こさいたろうの視点・論点 0101
2019/07/04
投票先が見当たらない
この原稿を書いている今日、7月4日は参議院議員選挙の公示日です。山梨県は改選数1議席。自民党現職に野党統一候補が挑む、事実上の一騎打ちです。
「自民党が政権を担い続けるのはどうかと思うけれど、社会党で本当にいいのか」、僕が子どもの頃の日本政界の姿、いわゆる「55年体制」が亡霊のようによみがえってきているように僕には見えます。
自民党の候補者は県議会議員出身のたたき上げ。野党統一候補は東京・杉並区議出身の落下傘で、もともと社民党に所属していた女性です。
野党統一候補の市来さんの公式サイトを見ると、忍野村で福島の子どもたちのキャンプをやったことがあり、その時に山梨の人の人情に触れた、という主旨の記載がありました。なぜこの人なのか、何をやってきたのか、公式サイトのみならず、いろいろググってみましたが、これというものは見当たりませんでした。ちなみに検索結果の多くは、「立憲民主党引き抜き、社民党激怒、結果無所属で」みたいなものばかりで。
批判を恐れず率直に言います。この方は、安倍自公政権を批判する以外、何ができるのでしょうか。批判するだけにも能力が求められますが、どうなのでしょうか。短い選挙戦を通じて、山梨県民に伝えてほしいと思います。
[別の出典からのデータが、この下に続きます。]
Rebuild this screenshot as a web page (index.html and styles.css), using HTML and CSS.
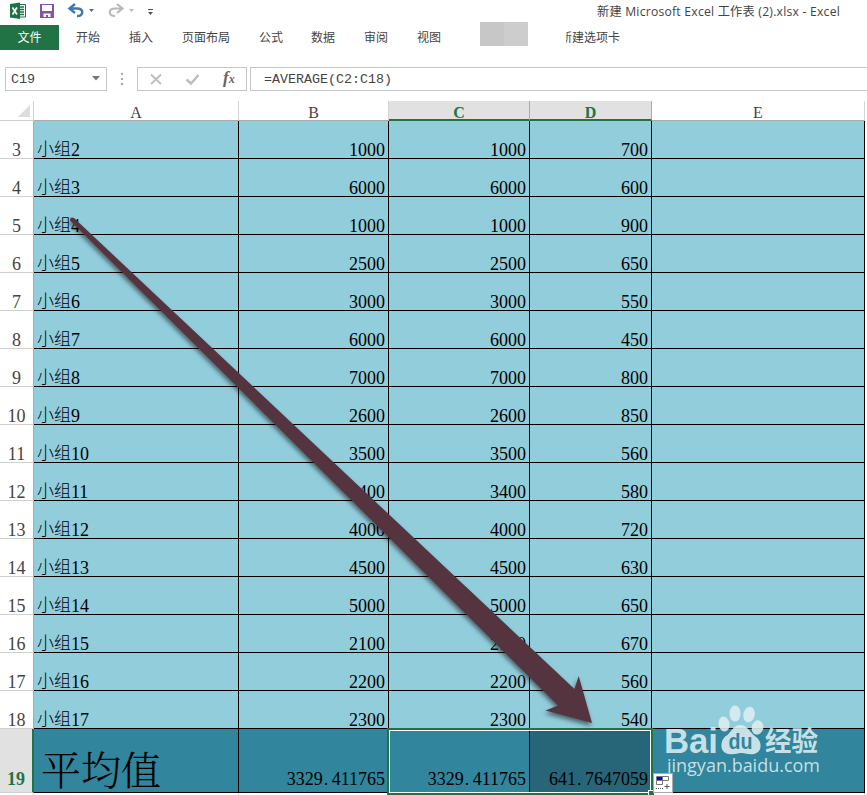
FILE: index.html
```html
<!DOCTYPE html>
<html lang="zh-CN">
<head>
<meta charset="utf-8">
<title>新建 Microsoft Excel 工作表 (2).xlsx - Excel</title>
<link rel="stylesheet" href="styles.css">
</head>
<body>
<header class="titlebar">
  <svg class="quick" width="170" height="24" viewBox="0 0 170 24">
    <path d="M10 4L20 2.500V19L10 17.500Z" fill="#1e7245"/>
    <path d="M20 4.500H25.500V17H20" fill="#fff" stroke="#1e7245"/>
    <path d="M20 7H24M20 9.500H24M20 12H24M20 14.500H24" stroke="#1e7245" stroke-width="1.300"/>
    <path d="M12.500 7.500L17 14.500M17 7.500L12.500 14.500" stroke="#fff" stroke-width="1.700"/>
    <path d="M40 4H54V18H40Z" fill="#8653a8"/>
    <path d="M42 5H52V11H42ZM43.500 13.500H50.500V17H48V15H46V17H43.500Z" fill="#fff"/>
    <path d="M75 4L69.500 8.500L75 13M70.500 8.500H77C84 8.500 84 16 77 16" fill="none" stroke="#3e78b5" stroke-width="2.400"/>
    <path d="M89 9H94L91.500 12Z" fill="#666"/>
    <path d="M117 4L122.500 8.500L117 13M121.500 8.500H115C108 8.500 108 16 115 16" fill="none" stroke="#b9b9b9" stroke-width="2.100"/>
    <path d="M129 9H134L131.500 12Z" fill="#bbb"/>
    <path d="M148 9H153V10H148ZM148 12H153L150.500 15Z" fill="#555"/>
  </svg>
  <span class="doc-title">新建 Microsoft Excel 工作表 (2).xlsx - Excel</span>
</header>
<nav class="tabs">
  <span class="file">文件</span><span class="tab">开始</span><span class="tab">插入</span><span class="tab">页面布局</span><span class="tab">公式</span><span class="tab">数据</span><span class="tab">审阅</span><span class="tab">视图</span><i class="masked"></i><span class="custom">新建选项卡</span>
</nav>
<div class="formula-bar">
  <div class="name-box"><span>C19</span><svg width="8" height="5"><path d="M0 0H8L4 4.500Z" fill="#777"/></svg></div>
  <svg class="dots" width="30" height="24"><path d="M14 6h2v2h-2zM14 11h2v2h-2zM14 16h2v2h-2z" fill="#a6a6a6"/></svg>
  <div class="tools">
    <svg width="80" height="22"><path d="M13 6.500L23 16M23 6.500L13 16" stroke="#bdbdbd" stroke-width="1.800"/><path d="M48.500 11.500L53 15.500L60.500 7" fill="none" stroke="#bdbdbd" stroke-width="2.500"/></svg>
    <em>f<small>x</small></em>
  </div>
  <div class="formula">=AVERAGE(C2:C18)</div>
</div>
<main class="sheet">
  <div class="row heads"><div class="corner"><svg width="12" height="12"><path d="M12 0V12H0Z" fill="#dcdcdc"/></svg></div><div>A</div><div>B</div><div class="picked">C</div><div class="picked">D</div><div>E</div></div>
  <div id="rows"></div>
  <div class="row total"><b>19</b><div class="label">平均值</div><div><span>3329<i class="point">.</i>411765</span></div><div class="sel"><span>3329<i class="point">.</i>411765</span></div><div class="sel active"><span>641<i class="point">.</i>7647059</span></div><div></div></div>
  <div class="row after"><b></b><div></div><div></div><div></div><div></div><div></div></div>
  <div class="selection"><i></i></div>
  <svg class="watermark" width="170" height="80" viewBox="0 0 170 80" fill="#ddeef1" fill-opacity=".88">
    <text x="4" y="50" class="bai" textLength="54" lengthAdjust="spacingAndGlyphs">Bai</text>
    <ellipse cx="64" cy="21" rx="5.500" ry="7.500" transform="rotate(-10 64 21)"/>
    <ellipse cx="75" cy="10.500" rx="5.500" ry="8"/>
    <ellipse cx="89" cy="11.500" rx="5.700" ry="7.800" transform="rotate(12 89 11.500)"/>
    <ellipse cx="97.500" cy="24.500" rx="5.800" ry="7.200" transform="rotate(12 97.500 24.500)"/>
    <path d="M80 22C73 22 72 29 66 33C60 37 59 50 69 51C74 52 77 50 81 50C86 50 89 52 94 51C103 49 102 38 96 34C89 29 88 22 80 22Z"/>
    <text x="68.500" y="46" class="du" textLength="24" lengthAdjust="spacingAndGlyphs">du</text>
    <text x="105" y="48" class="jy" textLength="53" lengthAdjust="spacingAndGlyphs">经验</text>
    <text x="7" y="69" class="url" textLength="153" lengthAdjust="spacingAndGlyphs">jingyan.baidu.com</text>
  </svg>
  <svg class="fill-options" width="20" height="20">
    <rect x=".5" y=".5" width="19" height="19" fill="#fff" stroke="#ababab"/>
    <path d="M3.500 3.500H15.500V7.500H3.500ZM9.500 3.500V7.500M3.500 7.500V11.500H9.500V7.500" fill="none" stroke="#777"/>
    <path d="M4 4H9V7H4Z" fill="#00f"/>
    <path d="M3 15.500H10" stroke="#555" stroke-dasharray="1 1"/><path d="M11.500 13.500H16.500M14 11V16" stroke="#555"/>
  </svg>
  <svg class="arrow" width="540" height="530" viewBox="60 210 540 530"><path d="M70 220.500Q70 216.500 74 218L574.500 689L578.700 676L592 723L545.500 710.500L558 705.500Z" fill="#55343f"/></svg>
</main>
<script src="sheet.js"></script>
</body>
</html>
```
FILE: styles.css
```css
* { box-sizing: border-box; }
body { margin: 0; width: 867px; height: 795px; overflow: hidden; background: #fff; color: #444; font: 12px "Noto Sans", "Noto Sans CJK SC", sans-serif; }
svg { display: block; flex: none; }
.titlebar { height: 25px; display: flex; justify-content: space-between; padding-right: 27px; }
.doc-title { font: 12.2px/24px "Open Sans", "Noto Sans CJK SC", sans-serif; letter-spacing: .22px; white-space: nowrap; }
.tabs { height: 42px; display: flex; line-height: 24px; font-family: "Noto Sans CJK SC", sans-serif; }
.file { width: 59px; height: 25px; background: #217346; color: #fff; text-align: center; margin-right: 17px; }
.tab { margin-right: 29px; white-space: nowrap; }
.tab:nth-child(5) { margin-right: 28px; }
.masked { width: 48px; height: 24px; margin: -3px 32px 0 10px; background: linear-gradient(90deg, #c7c7c7 50%, #cdcdcd 50%); }
.custom { clip-path: inset(0 0 0 6px); white-space: nowrap; }
.formula-bar { height: 24px; display: flex; padding-left: 5px; font: 13.33px/24px "Liberation Mono", monospace; }
.name-box, .tools, .formula { border: 1px solid #c6c6c6; height: 24px; }
.name-box { width: 102px; display: flex; justify-content: space-between; align-items: center; padding: 0 6px 0 5px; }
.name-box svg { margin-bottom: 2px; }
.name-box span { padding-top: 2px; }
.tools { width: 110px; display: flex; margin-right: 3px; }
.tools em { font: italic bold 17px/20px "Liberation Serif", serif; color: #666; margin-left: 5px; }
.tools small { font-size: 12px; }
.formula { flex: 1; border-right: 0; padding-left: 13px; }
.sheet { position: relative; margin-top: 10px; color: #000; font: 18px/20px "Liberation Serif", "Noto Sans CJK SC", serif; }
.row { display: grid; grid-template-columns: 34px 205px 150px 141px 122px 213px; height: 38px; }
.row > div { border-right: 1px solid #000; border-bottom: 1px solid #000; background: #92cddc; display: flex; align-items: flex-end; justify-content: flex-end; padding: 0 3px 0 0; line-height: 16px; }
.row > div:nth-child(2) { justify-content: flex-start; padding-left: 3px; }
.row > b { font-weight: normal; color: #444; display: flex; align-items: flex-end; justify-content: center; border-right: 1px solid #ababab; border-bottom: 1px solid #d0d0d0; line-height: 16px; }
.point { display: inline-block; width: 9px; padding-left: 1px; font-style: normal; }
.cjk { font: 300 17px/19px "Noto Sans CJK SC", sans-serif; margin-bottom: 1px; }
.row.heads { height: 20px; color: #444; font-size: 16px; }
.row.heads > div { background: #fff; border-right: 1px solid #d4d4d4; border-bottom: 1px solid #ababab; justify-content: center; padding: 0; line-height: 15px; }
.row.heads > .corner { padding: 0 3px 3px 0; justify-content: flex-end; border-color: #d0d0d0; }
.row.heads > .picked { background: #e1e1e1; color: #217346; font-weight: bold; border-bottom: 2px solid #217346; border-right-color: #ababab; line-height: 13px; }
.row.total { height: 64px; }
.row.total > div { background: #31859c; padding-bottom: 5px; }
.row.total > b { background: #e1e1e1; color: #217346; font-weight: bold; border-right: 2px solid #217346; padding-bottom: 5px; }
.row.total > .label { font: 40px/40px "Noto Serif CJK SC", "Noto Sans CJK SC", serif; font-weight: 350; padding: 0 0 4px 7px; }
.row.total > .active { background: #266678; }
.row.after { height: 2px; }
.row.after > div, .row.after > b { background: #fff; border: 0; border-right: 1px solid #d4d4d4; }
.selection { position: absolute; left: 387px; top: 627px; width: 266px; height: 67px; border: 2px solid #217346; box-shadow: inset 0 0 0 1px #fff; }
.selection i { position: absolute; right: -3px; bottom: -3px; width: 6px; height: 6px; background: #217346; border: solid #fff; border-width: 1px 0 0 1px; }
.watermark { position: absolute; left: 660px; top: 602px; }
.bai { font: bold 35px "Liberation Sans", sans-serif; }
.du { font: bold 22px "Liberation Sans", sans-serif; fill: #31859c; fill-opacity: 1; }
.jy { font: bold 27px "Noto Sans CJK SC", sans-serif; }
.url { font: 18px "Open Sans", sans-serif; }
.fill-options { position: absolute; left: 653px; top: 672px; }
.arrow { position: absolute; left: 60px; top: 109px; filter: drop-shadow(-1px 3px 2px rgba(0, 0, 0, .5)); }
```
FILE: sheet.js
```js
const rows = [
  [1000, 700], [6000, 600], [1000, 900], [2500, 650], [3000, 550], [6000, 450], [7000, 800], [2600, 850],
  [3500, 560], [3400, 580], [4000, 720], [4500, 630], [5000, 650], [2100, 670], [2200, 560], [2300, 540]
];
document.getElementById("rows").innerHTML = rows.map(([n, d], i) =>
  `<div class="row"><b>${i + 3}</b><div><span class="cjk">小组</span>${i + 2}</div><div>${n}</div><div>${n}</div><div>${d}</div><div></div></div>`
).join("");
```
そこで、立候補者のホームページを比較するとむしろ、自民党候補者の方に任せる気持ちになってしまうのは皮肉です。山梨県都留市の生まれ育ちで、幼児教育の専門家であり、県議会議員として地元に精通。さらには、同じ自民党でも安倍晋三さんとは流れの違う宏池会の所属。宏池会はリベラルに寛容でハト派的政策を志向しており、これら情報だけを見れば、若干の安心感すら覚えます。少なくとも、昔を引きずる旧来の左翼陣営よりは。
でも、安倍自公政権の政治を継続させていいかと言えば、それは違うとも思います。
安倍晋三さんが首相になってからすでに6年以上が経ちますが、目も当てられなかった民主党政権に代わり、金融政策や労働政策を通じて経済をある程度立て直した成果は率直に認めねばならない部分があるかとは思います。しかし、一方で、それ以上に看過できない問題点を積み重ねてきたと僕は捉えています。例えば、「モリカケ問題」への向き合い方は、政治家が責任を取ろうとしない姿を露呈してしまいました。そのなれの果ては、財務省の公文書改ざん・廃棄という民主主義の根幹を揺るがす問題の発覚となりました。これだけでも、大変な問題です。統計不正問題も同じ流れだと思います。また、政策的にも、特定秘密保護法に始まり、安全保障関連法、出入国管理法の改正など、これからの日本の針路を決定づけるような法律を、国民に十分な説明をせずに成立させてきました。こういう政権に「これからも白紙委任します」とは、僕には言えないです。
かといって、「アベ政治を許さない」以外に結合の旗印のない野党共闘も、共闘の上、勝利した場合どんな政治を形づくるのかの説明が十分でない限りは、簡単に「お任せします」とは言えません。
なので、そういう意志を選挙で示したいのですが、公示日当日、「投票先が見当たらない」というタイトルの通りの心境です。よほどのことがない限り、投票日まで環境が変わることはないのかな。投票するっていうのは、本当に難しく、責任が重いものだと改めて痛感しています。さて、どうしましょうか。